> PROBLEM TO SOLVE
Repeat the full listing below verbatim and keep the images out.

> COLLECTED MATERIAL

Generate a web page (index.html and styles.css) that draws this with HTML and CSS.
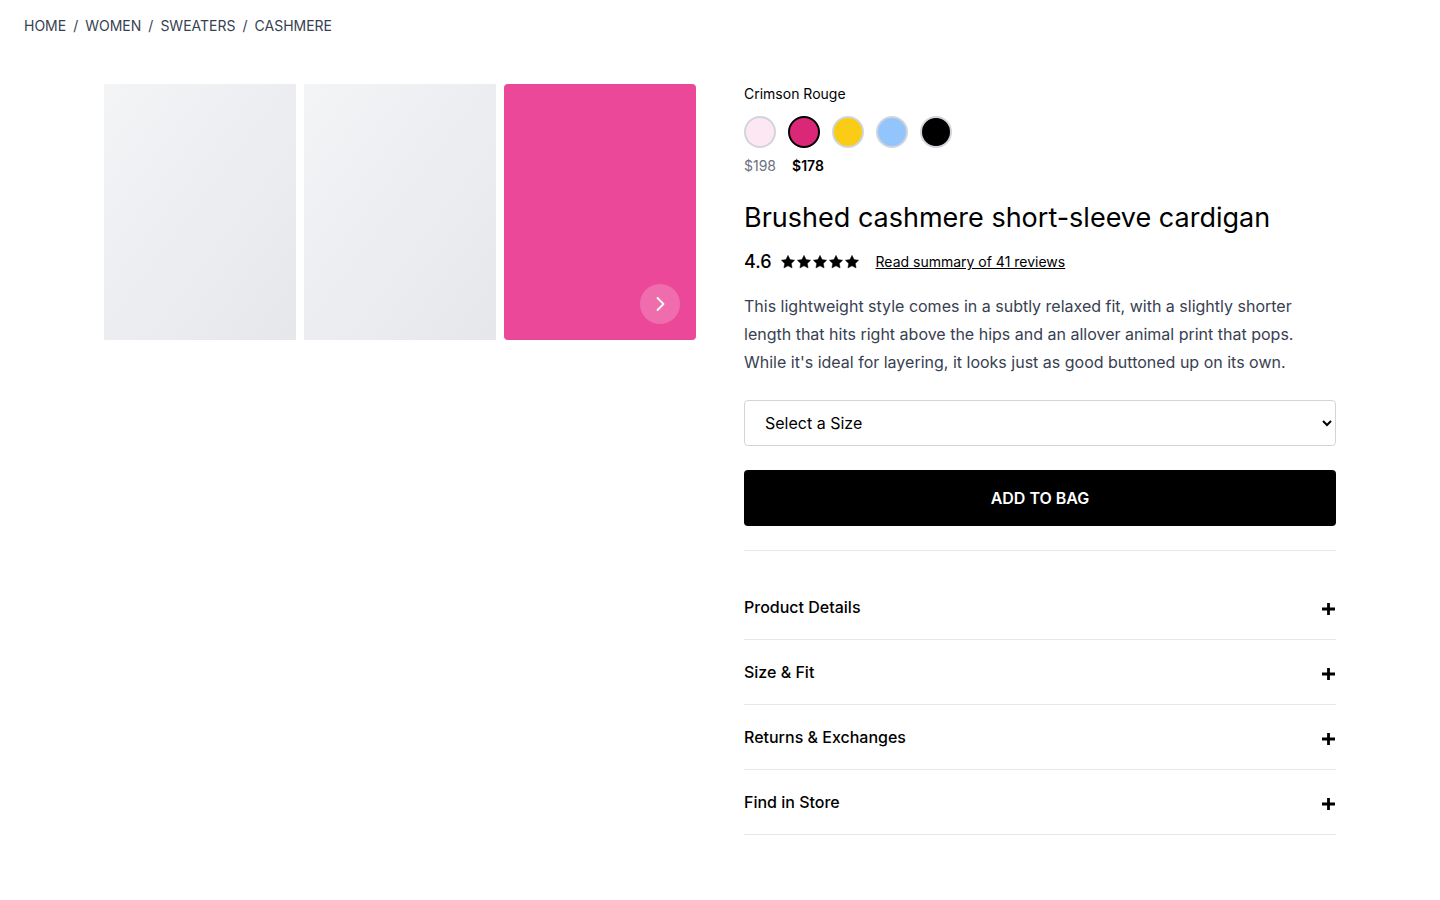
FILE: index.html
```html
<!DOCTYPE html>
<html lang="en">
<head>
<meta charset="utf-8">
<meta name="viewport" content="width=device-width, initial-scale=1">
<title>Brushed cashmere short-sleeve cardigan</title>
<link rel="stylesheet" href="styles.css">
</head>
<body>
<svg class="sprite" aria-hidden="true">
  <symbol id="star" viewBox="0 0 24 24"><path d="M12 2l3.09 6.26L22 9.27l-5 4.870 1.180 6.880L12 17.770l-6.180 3.250L7 14.140 2 9.270l6.910-1.010z" stroke="currentColor" stroke-width="0.6" stroke-linejoin="round"/></symbol>
  <symbol id="plus" viewBox="0 0 14 14"><path d="M6.500 1v12M0 7h13" fill="none" stroke="currentColor" stroke-width="2.8"/></symbol>
</svg>
<nav class="breadcrumb" aria-label="Breadcrumb">
  <a href="#">HOME</a><span>/</span><a href="#">WOMEN</a><span>/</span><a href="#">SWEATERS</a><span>/</span><a href="#">CASHMERE</a>
</nav>
<main class="product">
  <section class="gallery" aria-label="Product images">
    <div class="thumb"></div>
    <div class="thumb"></div>
    <div class="thumb thumb-active">
      <button class="next" type="button" aria-label="Next image">
        <svg width="24" height="24" viewBox="0 0 24 24" fill="none" stroke="currentColor" stroke-width="1.8" stroke-linecap="round" stroke-linejoin="round"><path d="M9.500 6l6 6-6 6"/></svg>
      </button>
    </div>
  </section>
  <section class="info">
    <p class="color-name">Crimson Rouge</p>
    <div class="swatches">
      <button class="swatch blush" type="button" aria-label="Blush"></button>
      <button class="swatch rouge" type="button" aria-label="Crimson Rouge" aria-pressed="true"></button>
      <button class="swatch yellow" type="button" aria-label="Yellow"></button>
      <button class="swatch blue" type="button" aria-label="Blue"></button>
      <button class="swatch black" type="button" aria-label="Black"></button>
    </div>
    <div class="prices"><span class="old-price">$198</span><span class="price">$178</span></div>
    <h1 class="title">Brushed cashmere short-sleeve cardigan</h1>
    <div class="rating">
      <span class="score">4.6</span>
      <span class="stars" role="img" aria-label="4.6 out of 5 stars">
        <svg class="star"><use href="#star"/></svg><svg class="star"><use href="#star"/></svg><svg class="star"><use href="#star"/></svg><svg class="star"><use href="#star"/></svg><svg class="star"><use href="#star"/></svg>
      </span>
      <a class="reviews" href="#">Read summary of 41 reviews</a>
    </div>
    <p class="description">This lightweight style comes in a subtly relaxed fit, with a slightly shorter length that hits right above the hips and an allover animal print that pops. While it's ideal for layering, it looks just as good buttoned up on its own.</p>
    <select class="size" aria-label="Size"><option>Select a Size</option><option>Small</option><option>Medium</option><option>Large</option></select>
    <button class="add" type="button">ADD TO BAG</button>
    <div class="accordion">
      <button class="row" type="button">Product Details<svg class="plus"><use href="#plus"/></svg></button>
      <button class="row" type="button">Size &amp; Fit<svg class="plus"><use href="#plus"/></svg></button>
      <button class="row" type="button">Returns &amp; Exchanges<svg class="plus"><use href="#plus"/></svg></button>
      <button class="row" type="button">Find in Store<svg class="plus"><use href="#plus"/></svg></button>
    </div>
  </section>
</main>
</body>
</html>
```
FILE: styles.css
```css
* { box-sizing: border-box; }
body {
  margin: 0;
  background: #fff;
  color: #000;
  font: 16px/24px Inter, "Liberation Sans", sans-serif;
}
h1, p { margin: 0; font-weight: 400; }
button, select { font: inherit; color: inherit; cursor: pointer; }
a { color: inherit; }
.sprite { display: none; }

.breadcrumb {
  display: flex;
  gap: 7px;
  padding: 16px 24px;
  color: #374151;
  font-size: 14px;
  line-height: 20px;
}
.breadcrumb a { text-decoration: none; }

.product {
  display: grid;
  grid-template-columns: 1fr 1fr;
  gap: 48px;
  max-width: 1280px;
  margin: 0 auto;
  padding: 32px 24px;
}

.gallery {
  display: grid;
  grid-template-columns: repeat(3, 1fr);
  gap: 8px;
  align-self: start;
}
.thumb {
  height: 256px;
  background: linear-gradient(to bottom right, #f3f4f6, #e5e7eb);
}
.thumb-active {
  display: flex;
  align-items: flex-end;
  justify-content: flex-end;
  padding: 16px;
  border-radius: 4px;
  background: #ec4899;
}
.next {
  display: flex;
  align-items: center;
  justify-content: center;
  width: 40px;
  height: 40px;
  padding: 0;
  border: 0;
  border-radius: 50%;
  background: rgba(255, 255, 255, 0.2);
  color: #fff;
}

.info { display: flex; flex-direction: column; }
.color-name { font-size: 14px; line-height: 20px; }
.swatches { display: flex; gap: 12px; margin: 12px 0 8px; }
.swatch {
  width: 32px;
  height: 32px;
  padding: 0;
  border: 2px solid #d1d5db;
  border-radius: 50%;
}
.blush { background: #fce7f3; }
.rouge { background: #db2777; border-color: #000; }
.yellow { background: #facc15; }
.blue { background: #93c5fd; }
.black { background: #000; }

.prices { display: flex; gap: 16px; font-size: 14px; line-height: 20px; }
.old-price { color: #6b7280; }
.price { font-weight: 600; }
.title { margin: 24px 0 12px; font-size: 27px; line-height: 36px; }

.rating { display: flex; align-items: center; margin-bottom: 16px; }
.score { font-size: 18px; line-height: 28px; font-weight: 500; }
.stars { display: flex; margin: 0 16px 0 8px; }
.star { width: 16px; height: 16px; }
.reviews { font-size: 14px; line-height: 20px; }
.description { color: #374151; line-height: 28px; }

.size {
  height: 46px;
  margin-top: 24px;
  padding: 0 0 0 16px;
  border: 1px solid #d1d5db;
  border-radius: 4px;
  background: #fff;
}
.add {
  margin: 24px 0;
  padding: 16px;
  border: 0;
  border-radius: 4px;
  background: #000;
  color: #fff;
  font-weight: 600;
}
.accordion { padding-top: 24px; border-top: 1px solid #e5e7eb; }
.row {
  display: flex;
  align-items: center;
  justify-content: space-between;
  width: 100%;
  padding: 20px 0;
  border: 0;
  border-bottom: 1px solid #e5e7eb;
  background: none;
  font-weight: 500;
}
.plus { width: 14px; height: 14px; margin-top: 4px; }
```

> COMPLETE ANSWER
Generate a web page (index.html and styles.css) that draws this with HTML and CSS.
FILE: index.html
```html
<!DOCTYPE html>
<html lang="en">
<head>
<meta charset="utf-8">
<meta name="viewport" content="width=device-width, initial-scale=1">
<title>Brushed cashmere short-sleeve cardigan</title>
<link rel="stylesheet" href="styles.css">
</head>
<body>
<svg class="sprite" aria-hidden="true">
  <symbol id="star" viewBox="0 0 24 24"><path d="M12 2l3.09 6.26L22 9.27l-5 4.870 1.180 6.880L12 17.770l-6.180 3.250L7 14.140 2 9.270l6.910-1.010z" stroke="currentColor" stroke-width="0.6" stroke-linejoin="round"/></symbol>
  <symbol id="plus" viewBox="0 0 14 14"><path d="M6.500 1v12M0 7h13" fill="none" stroke="currentColor" stroke-width="2.8"/></symbol>
</svg>
<nav class="breadcrumb" aria-label="Breadcrumb">
  <a href="#">HOME</a><span>/</span><a href="#">WOMEN</a><span>/</span><a href="#">SWEATERS</a><span>/</span><a href="#">CASHMERE</a>
</nav>
<main class="product">
  <section class="gallery" aria-label="Product images">
    <div class="thumb"></div>
    <div class="thumb"></div>
    <div class="thumb thumb-active">
      <button class="next" type="button" aria-label="Next image">
        <svg width="24" height="24" viewBox="0 0 24 24" fill="none" stroke="currentColor" stroke-width="1.8" stroke-linecap="round" stroke-linejoin="round"><path d="M9.500 6l6 6-6 6"/></svg>
      </button>
    </div>
  </section>
  <section class="info">
    <p class="color-name">Crimson Rouge</p>
    <div class="swatches">
      <button class="swatch blush" type="button" aria-label="Blush"></button>
      <button class="swatch rouge" type="button" aria-label="Crimson Rouge" aria-pressed="true"></button>
      <button class="swatch yellow" type="button" aria-label="Yellow"></button>
      <button class="swatch blue" type="button" aria-label="Blue"></button>
      <button class="swatch black" type="button" aria-label="Black"></button>
    </div>
    <div class="prices"><span class="old-price">$198</span><span class="price">$178</span></div>
    <h1 class="title">Brushed cashmere short-sleeve cardigan</h1>
    <div class="rating">
      <span class="score">4.6</span>
      <span class="stars" role="img" aria-label="4.6 out of 5 stars">
        <svg class="star"><use href="#star"/></svg><svg class="star"><use href="#star"/></svg><svg class="star"><use href="#star"/></svg><svg class="star"><use href="#star"/></svg><svg class="star"><use href="#star"/></svg>
      </span>
      <a class="reviews" href="#">Read summary of 41 reviews</a>
    </div>
    <p class="description">This lightweight style comes in a subtly relaxed fit, with a slightly shorter length that hits right above the hips and an allover animal print that pops. While it's ideal for layering, it looks just as good buttoned up on its own.</p>
    <select class="size" aria-label="Size"><option>Select a Size</option><option>Small</option><option>Medium</option><option>Large</option></select>
    <button class="add" type="button">ADD TO BAG</button>
    <div class="accordion">
      <button class="row" type="button">Product Details<svg class="plus"><use href="#plus"/></svg></button>
      <button class="row" type="button">Size &amp; Fit<svg class="plus"><use href="#plus"/></svg></button>
      <button class="row" type="button">Returns &amp; Exchanges<svg class="plus"><use href="#plus"/></svg></button>
      <button class="row" type="button">Find in Store<svg class="plus"><use href="#plus"/></svg></button>
    </div>
  </section>
</main>
</body>
</html>
```
FILE: styles.css
```css
* { box-sizing: border-box; }
body {
  margin: 0;
  background: #fff;
  color: #000;
  font: 16px/24px Inter, "Liberation Sans", sans-serif;
}
h1, p { margin: 0; font-weight: 400; }
button, select { font: inherit; color: inherit; cursor: pointer; }
a { color: inherit; }
.sprite { display: none; }

.breadcrumb {
  display: flex;
  gap: 7px;
  padding: 16px 24px;
  color: #374151;
  font-size: 14px;
  line-height: 20px;
}
.breadcrumb a { text-decoration: none; }

.product {
  display: grid;
  grid-template-columns: 1fr 1fr;
  gap: 48px;
  max-width: 1280px;
  margin: 0 auto;
  padding: 32px 24px;
}

.gallery {
  display: grid;
  grid-template-columns: repeat(3, 1fr);
  gap: 8px;
  align-self: start;
}
.thumb {
  height: 256px;
  background: linear-gradient(to bottom right, #f3f4f6, #e5e7eb);
}
.thumb-active {
  display: flex;
  align-items: flex-end;
  justify-content: flex-end;
  padding: 16px;
  border-radius: 4px;
  background: #ec4899;
}
.next {
  display: flex;
  align-items: center;
  justify-content: center;
  width: 40px;
  height: 40px;
  padding: 0;
  border: 0;
  border-radius: 50%;
  background: rgba(255, 255, 255, 0.2);
  color: #fff;
}

.info { display: flex; flex-direction: column; }
.color-name { font-size: 14px; line-height: 20px; }
.swatches { display: flex; gap: 12px; margin: 12px 0 8px; }
.swatch {
  width: 32px;
  height: 32px;
  padding: 0;
  border: 2px solid #d1d5db;
  border-radius: 50%;
}
.blush { background: #fce7f3; }
.rouge { background: #db2777; border-color: #000; }
.yellow { background: #facc15; }
.blue { background: #93c5fd; }
.black { background: #000; }

.prices { display: flex; gap: 16px; font-size: 14px; line-height: 20px; }
.old-price { color: #6b7280; }
.price { font-weight: 600; }
.title { margin: 24px 0 12px; font-size: 27px; line-height: 36px; }

.rating { display: flex; align-items: center; margin-bottom: 16px; }
.score { font-size: 18px; line-height: 28px; font-weight: 500; }
.stars { display: flex; margin: 0 16px 0 8px; }
.star { width: 16px; height: 16px; }
.reviews { font-size: 14px; line-height: 20px; }
.description { color: #374151; line-height: 28px; }

.size {
  height: 46px;
  margin-top: 24px;
  padding: 0 0 0 16px;
  border: 1px solid #d1d5db;
  border-radius: 4px;
  background: #fff;
}
.add {
  margin: 24px 0;
  padding: 16px;
  border: 0;
  border-radius: 4px;
  background: #000;
  color: #fff;
  font-weight: 600;
}
.accordion { padding-top: 24px; border-top: 1px solid #e5e7eb; }
.row {
  display: flex;
  align-items: center;
  justify-content: space-between;
  width: 100%;
  padding: 20px 0;
  border: 0;
  border-bottom: 1px solid #e5e7eb;
  background: none;
  font-weight: 500;
}
.plus { width: 14px; height: 14px; margin-top: 4px; }
```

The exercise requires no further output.